Building Scalable Climate Solutions
For Deep Sky, this long-term agreement ensures steady revenue, helping to scale operations and fund innovation. For Rubicon, it enhances its portfolio with reliable, science-backed carbon removals to meet demand from companies seeking permanent solutions.
This collaboration boosts trust in the voluntary carbon market by connecting verified DAC projects with buyers who value transparency, integrity, and impact.
As new technologies are tested and improved, Deep Sky aims to enhance efficiency and cut costs, which is essential for making DAC an accessible global solution.
Notably, the company is backed by $100 million in funding, including a $40 million grant from Breakthrough Energy Catalyst, to boost large-scale DAC projects.
Why Demand for Direct Air Capture (DAC) is Rising?

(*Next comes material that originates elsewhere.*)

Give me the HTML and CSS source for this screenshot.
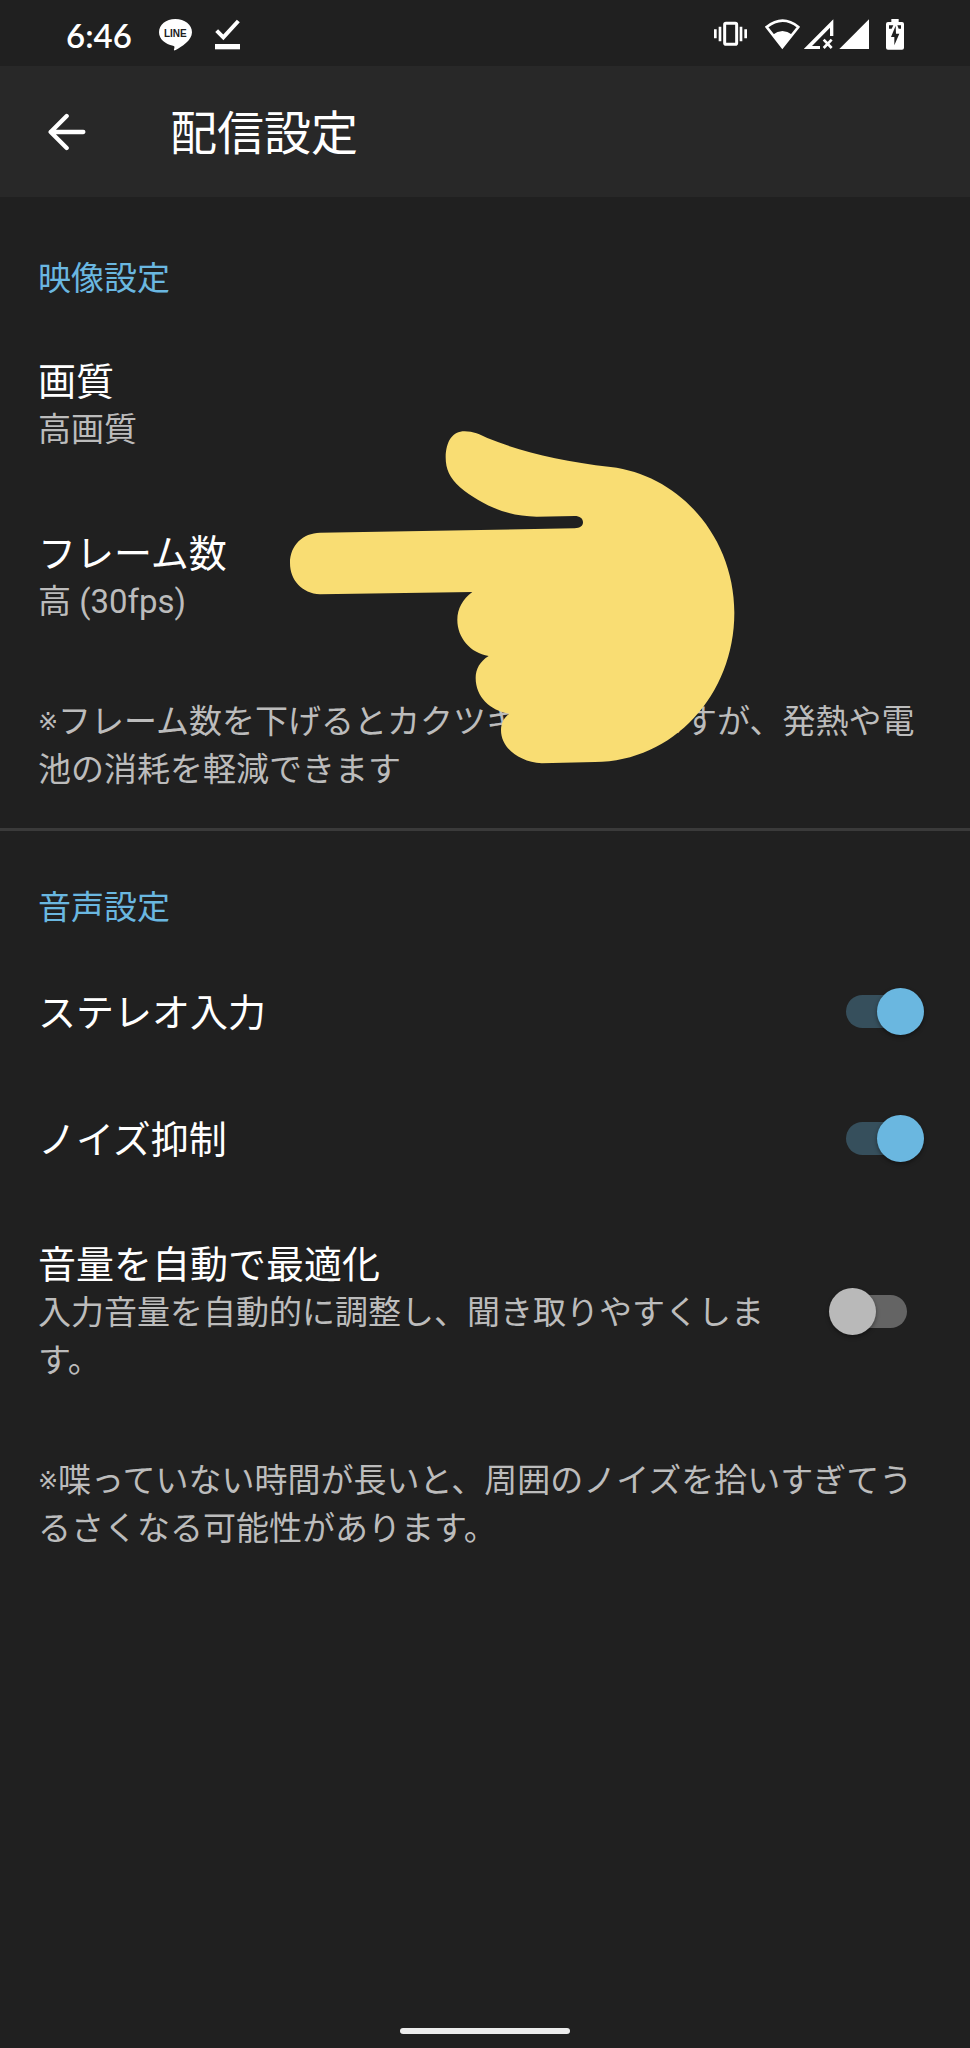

Direct Air Capture is vital for climate action. While it doesn’t replace emission cuts, it balances out hard-to-abate emissions. Alongside nature-based solutions and other technologies, DAC forms a vital part of the full carbon removal strategy.
Significantly, one key advantage is that DAC uses minimal land and water while storing CO₂ safely underground for thousands of years, offering a reliable, long-term solution. This is why it plays a crucial role in achieving net zero.
According to the International Energy Agency (IEA), Direct Air Capture will remove over 85 million tonnes of CO₂ by 2030 and nearly 1 billion tonnes by 2050, rising sharply from almost zero today. To hit these targets, the industry will need to scale up rapidly.
However, capturing CO₂ directly from the air remains costly because air contains much less CO₂ than industrial emissions, requiring more energy. Currently, DAC costs range between $125 and $335 per tonne of CO₂ captured.
Still, with ongoing innovation and increased deployment, IEA expects DAC costs to fall below $100 per tonne by 2030, depending on the technology type, energy prices, and location. DAC could become an increasingly affordable and effective carbon removal method in regions with abundant, low-cost renewable energy.